A Flight of Sparkle
Several summers ago, I read Elizabeth Gilbert's book, Big Magic. I love the way she talks about ideas as practically tangible entities that float around like dandelion spores, looking for a place to germinate, grow and manifest into something great. She writes of creativity and living creatively as an act of courage and being unattached to expectations in the pursuit of creative endeavors.
She quotes poet Jack Gilbert:
“We must risk delight. We must have the stubbornness to accept our gladness in the ruthless furnace of this world.”

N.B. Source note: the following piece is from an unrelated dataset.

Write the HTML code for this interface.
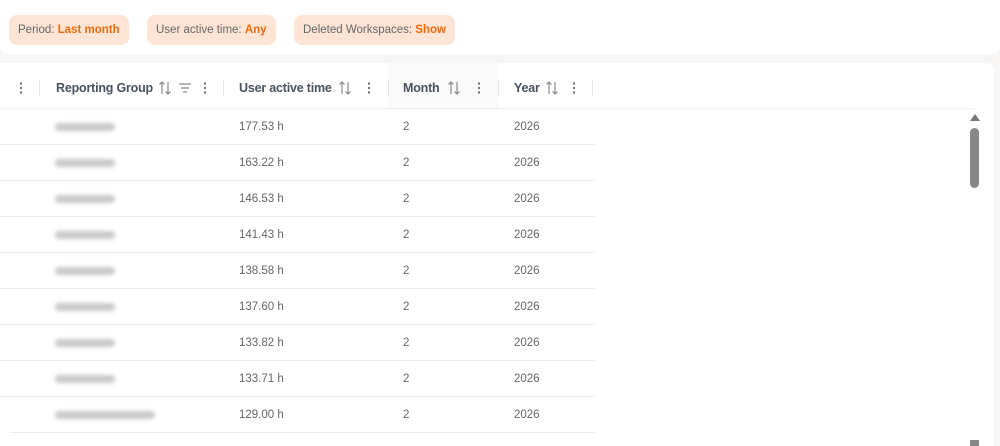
<!DOCTYPE html>
<html><head><style>
*{margin:0;padding:0;box-sizing:border-box}
body{width:1000px;height:446px;overflow:hidden;background:#f7f6f4;font-family:"Liberation Sans",sans-serif;position:relative}
.top{position:absolute;left:0;top:0;width:1000px;height:54px;background:#fff;border-radius:0 0 8px 8px}
.chip{position:absolute;top:15px;height:30px;background:#fde4d4;border-radius:8px;font-size:11.5px;color:#666;line-height:30px;padding:0 9px}
.chip b{color:#f06a0f}
.panel{position:absolute;left:0;top:63px;width:994px;height:383px;background:#fff;border-radius:0 8px 0 0}
.h{position:absolute;top:18px;font-size:12.5px;font-weight:bold;color:#4a5260;letter-spacing:-0.2px}
.ic{position:absolute;top:17px}
.dv{position:absolute;top:17px;width:1px;height:16px;background:#e6e6e6}
.line{position:absolute;left:0;width:595px;height:1px;background:#ececec}
.c{position:absolute;font-size:11.5px;color:#666}
.blur{position:absolute;left:55px;width:60px;height:8px;background:#c8c8c8;border-radius:4px;filter:blur(2px)}
</style></head><body>
<div class="top">
<div class="chip" style="left:9px">Period: <b>Last month</b></div>
<div class="chip" style="left:147px">User active time: <b>Any</b></div>
<div class="chip" style="left:294px">Deleted Workspaces: <b>Show</b></div>
</div>
<div class="panel">
<div style="position:absolute;left:388px;top:0;width:110px;height:45px;background:#fafafa"></div>
<div id="hd"></div>
<div style="position:absolute;left:0;top:45px;width:975px;height:1px;background:#eee"></div>
<div style="position:absolute;left:970px;top:51px;width:0;height:0;border-left:5px solid transparent;border-right:5px solid transparent;border-bottom:7px solid #777"></div>
<div style="position:absolute;left:970px;top:65px;width:9px;height:60px;background:#888;border-radius:5px"></div>
<div style="position:absolute;left:970px;top:377px;width:9px;height:6px;background:#888"></div>
</div>
<div id="rows"></div>
<script>
var sort='<svg width="14" height="16" viewBox="0 0 14 16" fill="none" stroke="#888" stroke-width="1.2"><path d="M4 14V2M1.5 4.5L4 2l2.5 2.5M10 2v12M7.5 11.5L10 14l2.5-2.5"/></svg>';
var kb='<svg width="4" height="16" viewBox="0 0 4 16"><circle cx="2" cy="3.5" r="1.1" fill="#666"/><circle cx="2" cy="8" r="1.1" fill="#666"/><circle cx="2" cy="12.5" r="1.1" fill="#666"/></svg>';
var flt='<svg width="14" height="16" viewBox="0 0 14 16" stroke="#888" stroke-width="1.2"><path d="M1 4h12M3 8h8M5 12h4"/></svg>';
var hd='';
function ic(x,s){hd+='<div class="ic" style="left:'+x+'px">'+s+'</div>';}
function dv(x){hd+='<div class="dv" style="left:'+x+'px"></div>';}
function ht(x,t){hd+='<div class="h" style="left:'+x+'px">'+t+'</div>';}
ic(19,kb);dv(39);ht(56,'Reporting Group');ic(158,sort);ic(178,flt);ic(203,kb);dv(223);
ht(239,'User active time');ic(338,sort);ic(367,kb);dv(388);
ht(403,'Month');ic(447,sort);ic(477,kb);dv(498);
ht(514,'Year');ic(545,sort);ic(572,kb);dv(592);
document.getElementById('hd').innerHTML=hd;
var v=["177.53","163.22","146.53","141.43","138.58","137.60","133.82","133.71","129.00"],h="";
for(var i=0;i<9;i++){var y=108+36*i;
h+='<div class="blur" style="top:'+(y+15)+'px;width:'+(i==8?100:60)+'px"></div>';
h+='<div class="c" style="left:239px;top:'+(y+13)+'px">'+v[i]+' h</div>';
h+='<div class="c" style="left:403px;top:'+(y+13)+'px">2</div>';
h+='<div class="c" style="left:514px;top:'+(y+13)+'px">2026</div>';
h+='<div class="line" style="top:'+(y+36)+'px;'+(i==8?'left:10px;width:585px':'')+'"></div>';}
document.getElementById('rows').innerHTML=h;
</script>
</body></html>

“Without bravery, we will never be able to realize the vaulting scope of our own capacities. Without bravery, we will never know the world as richly as it longs to be known. Without bravery, our lives will remain small - far smaller than we probably want our lives to be.”
“Do you have the courage to bring forth this work. The treasures that are hidden inside you are hoping you will say yes.”
Gilbert elaborates, “When I refer to creative living I am speaking more broadly. I am talking of living a life that is driven more strongly by curiosity than by fear.”
That same summer, a friend and I were talking about mineral waters, discussing their differentiating features, and we both agreed that it's hard to qualify a preference. He said, "You should have a tasting and call it A Flight of Sparkle."
I loved the idea of a mineral water tasting because while I thought of myself as a connoisseur, tasting things one at a time with long periods between doesn't afford the same ability to compare and contrast as sampling in a single sitting does.
It sparked a creative idea in my mind, and since I love getting and sending mail, especially handmade and crafted postal art, I started working on invitations. I was nervous about sending them out. As much as I like the idea of planning events and parties, I rarely host gatherings. The stress is a challenge for me. I once made too much guacamole for a Sunday gathering and that night I had a vivid nightmare, cringing in embarrassment at my inability to gauge dip needs.
How to Throw a Water Party
For the invitations, watercolor paper was taped off across the top and bottom, and I masked a small section in the center for the writing. I cut sparkle shapes out of the center masking then dabbed the exposed paper with green and blue watercolor. I folded the envelopes and sewed the buttons on. I used my sewing machine to close the side seams, and I melted sealing wax over cooking twine with the tips dipped in candle wax to keep them from fraying. Last, I wrapped the twine around the button and considered them closed. The date, time and location details were on a separate card tucked into the top pocket of the envelope. They were mailed in black envelopes with planet stamps on black backgrounds. The addressees were detailed in neon pink gel ink.
I popped the invitations in the mail then followed up online, because while adorable, paper invitations are not quite as reliable as modern, real-time confirmation. I got eight waters from various countries: the UK, Norway, Italy, France and Germany. My favorite sparkling mineral water is Badoit, but I didn't have any for this occasion because the one place I know to buy it was out, and it's rare to find in regular grocery stores.
Another friend loaned me her "party glasses" - a rack of 8 oz tumblers from IKEA. Everyone I invited - all four of them and a guest - came to my apartment and tested the tastes.
What I Learned
I don't like Perrier nearly as much as I thought I did. And Gerolsteiner isn't the worst, like I thought it was. I liked St. Geron and Hildon best out of this group, with Pellegrino and Ferrarelle being good and at least widely available. The others were harsher, less pleasant to drink, for me.
It was a fun art project because there were no expectations. I just played around with my art supplies one day and what resulted were these fun party invitations. That is my favorite way with art, to have an idea with a purpose, but to be unfettered and free in the pursuit.